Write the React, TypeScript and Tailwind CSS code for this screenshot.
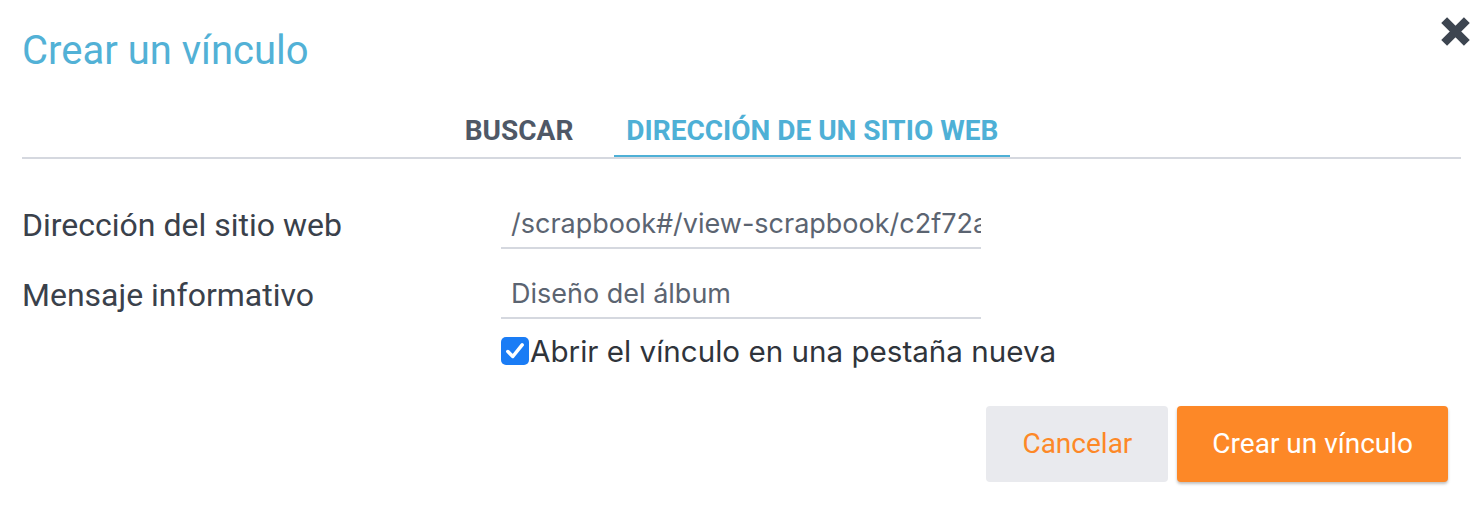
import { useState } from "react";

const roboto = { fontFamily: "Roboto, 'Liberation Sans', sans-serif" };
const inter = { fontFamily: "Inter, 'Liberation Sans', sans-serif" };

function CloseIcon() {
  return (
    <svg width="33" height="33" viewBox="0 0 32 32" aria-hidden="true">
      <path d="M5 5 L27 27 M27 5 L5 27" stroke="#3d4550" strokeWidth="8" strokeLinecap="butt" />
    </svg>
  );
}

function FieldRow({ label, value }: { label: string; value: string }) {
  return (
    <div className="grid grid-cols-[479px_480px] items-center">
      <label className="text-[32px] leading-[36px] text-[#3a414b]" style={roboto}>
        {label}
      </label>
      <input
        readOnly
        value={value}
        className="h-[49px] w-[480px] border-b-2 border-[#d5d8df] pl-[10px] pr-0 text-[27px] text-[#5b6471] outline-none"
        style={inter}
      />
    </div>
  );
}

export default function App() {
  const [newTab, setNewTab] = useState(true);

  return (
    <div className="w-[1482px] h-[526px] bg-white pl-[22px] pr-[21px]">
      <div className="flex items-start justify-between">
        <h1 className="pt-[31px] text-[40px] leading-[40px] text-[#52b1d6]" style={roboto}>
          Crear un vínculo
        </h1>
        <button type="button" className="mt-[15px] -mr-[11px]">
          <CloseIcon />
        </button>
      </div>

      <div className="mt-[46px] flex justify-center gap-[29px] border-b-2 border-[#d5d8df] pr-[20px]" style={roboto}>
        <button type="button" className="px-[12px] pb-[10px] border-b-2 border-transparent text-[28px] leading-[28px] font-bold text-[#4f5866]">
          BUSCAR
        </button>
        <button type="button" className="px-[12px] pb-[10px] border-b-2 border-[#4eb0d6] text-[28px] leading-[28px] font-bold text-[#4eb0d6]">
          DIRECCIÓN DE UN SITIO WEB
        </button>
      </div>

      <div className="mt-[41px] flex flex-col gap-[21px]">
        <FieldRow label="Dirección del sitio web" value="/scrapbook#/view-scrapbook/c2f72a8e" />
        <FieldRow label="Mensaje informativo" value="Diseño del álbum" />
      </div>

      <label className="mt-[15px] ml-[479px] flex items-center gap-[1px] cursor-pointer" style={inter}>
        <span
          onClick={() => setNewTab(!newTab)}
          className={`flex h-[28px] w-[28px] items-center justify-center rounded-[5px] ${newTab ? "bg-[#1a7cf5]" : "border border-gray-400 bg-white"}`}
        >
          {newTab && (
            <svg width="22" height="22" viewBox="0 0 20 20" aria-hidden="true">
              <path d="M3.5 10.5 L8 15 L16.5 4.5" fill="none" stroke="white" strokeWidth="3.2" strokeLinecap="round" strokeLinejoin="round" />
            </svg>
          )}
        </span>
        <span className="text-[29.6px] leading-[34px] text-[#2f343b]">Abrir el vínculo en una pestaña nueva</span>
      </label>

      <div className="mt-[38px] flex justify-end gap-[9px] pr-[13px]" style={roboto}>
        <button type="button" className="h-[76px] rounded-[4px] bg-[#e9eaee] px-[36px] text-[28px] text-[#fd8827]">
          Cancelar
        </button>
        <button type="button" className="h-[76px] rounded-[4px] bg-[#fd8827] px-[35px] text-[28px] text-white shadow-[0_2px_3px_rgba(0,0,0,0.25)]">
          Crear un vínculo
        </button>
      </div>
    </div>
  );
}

####

* WHAT IS BEING ASKED
Write out the material above again, word for word, minus its pictures.

* EXPECTED ANSWER
Write the React, TypeScript and Tailwind CSS code for this screenshot.
import { useState } from "react";

const roboto = { fontFamily: "Roboto, 'Liberation Sans', sans-serif" };
const inter = { fontFamily: "Inter, 'Liberation Sans', sans-serif" };

function CloseIcon() {
  return (
    <svg width="33" height="33" viewBox="0 0 32 32" aria-hidden="true">
      <path d="M5 5 L27 27 M27 5 L5 27" stroke="#3d4550" strokeWidth="8" strokeLinecap="butt" />
    </svg>
  );
}

function FieldRow({ label, value }: { label: string; value: string }) {
  return (
    <div className="grid grid-cols-[479px_480px] items-center">
      <label className="text-[32px] leading-[36px] text-[#3a414b]" style={roboto}>
        {label}
      </label>
      <input
        readOnly
        value={value}
        className="h-[49px] w-[480px] border-b-2 border-[#d5d8df] pl-[10px] pr-0 text-[27px] text-[#5b6471] outline-none"
        style={inter}
      />
    </div>
  );
}

export default function App() {
  const [newTab, setNewTab] = useState(true);

  return (
    <div className="w-[1482px] h-[526px] bg-white pl-[22px] pr-[21px]">
      <div className="flex items-start justify-between">
        <h1 className="pt-[31px] text-[40px] leading-[40px] text-[#52b1d6]" style={roboto}>
          Crear un vínculo
        </h1>
        <button type="button" className="mt-[15px] -mr-[11px]">
          <CloseIcon />
        </button>
      </div>

      <div className="mt-[46px] flex justify-center gap-[29px] border-b-2 border-[#d5d8df] pr-[20px]" style={roboto}>
        <button type="button" className="px-[12px] pb-[10px] border-b-2 border-transparent text-[28px] leading-[28px] font-bold text-[#4f5866]">
          BUSCAR
        </button>
        <button type="button" className="px-[12px] pb-[10px] border-b-2 border-[#4eb0d6] text-[28px] leading-[28px] font-bold text-[#4eb0d6]">
          DIRECCIÓN DE UN SITIO WEB
        </button>
      </div>

      <div className="mt-[41px] flex flex-col gap-[21px]">
        <FieldRow label="Dirección del sitio web" value="/scrapbook#/view-scrapbook/c2f72a8e" />
        <FieldRow label="Mensaje informativo" value="Diseño del álbum" />
      </div>

      <label className="mt-[15px] ml-[479px] flex items-center gap-[1px] cursor-pointer" style={inter}>
        <span
          onClick={() => setNewTab(!newTab)}
          className={`flex h-[28px] w-[28px] items-center justify-center rounded-[5px] ${newTab ? "bg-[#1a7cf5]" : "border border-gray-400 bg-white"}`}
        >
          {newTab && (
            <svg width="22" height="22" viewBox="0 0 20 20" aria-hidden="true">
              <path d="M3.5 10.5 L8 15 L16.5 4.5" fill="none" stroke="white" strokeWidth="3.2" strokeLinecap="round" strokeLinejoin="round" />
            </svg>
          )}
        </span>
        <span className="text-[29.6px] leading-[34px] text-[#2f343b]">Abrir el vínculo en una pestaña nueva</span>
      </label>

      <div className="mt-[38px] flex justify-end gap-[9px] pr-[13px]" style={roboto}>
        <button type="button" className="h-[76px] rounded-[4px] bg-[#e9eaee] px-[36px] text-[28px] text-[#fd8827]">
          Cancelar
        </button>
        <button type="button" className="h-[76px] rounded-[4px] bg-[#fd8827] px-[35px] text-[28px] text-white shadow-[0_2px_3px_rgba(0,0,0,0.25)]">
          Crear un vínculo
        </button>
      </div>
    </div>
  );
}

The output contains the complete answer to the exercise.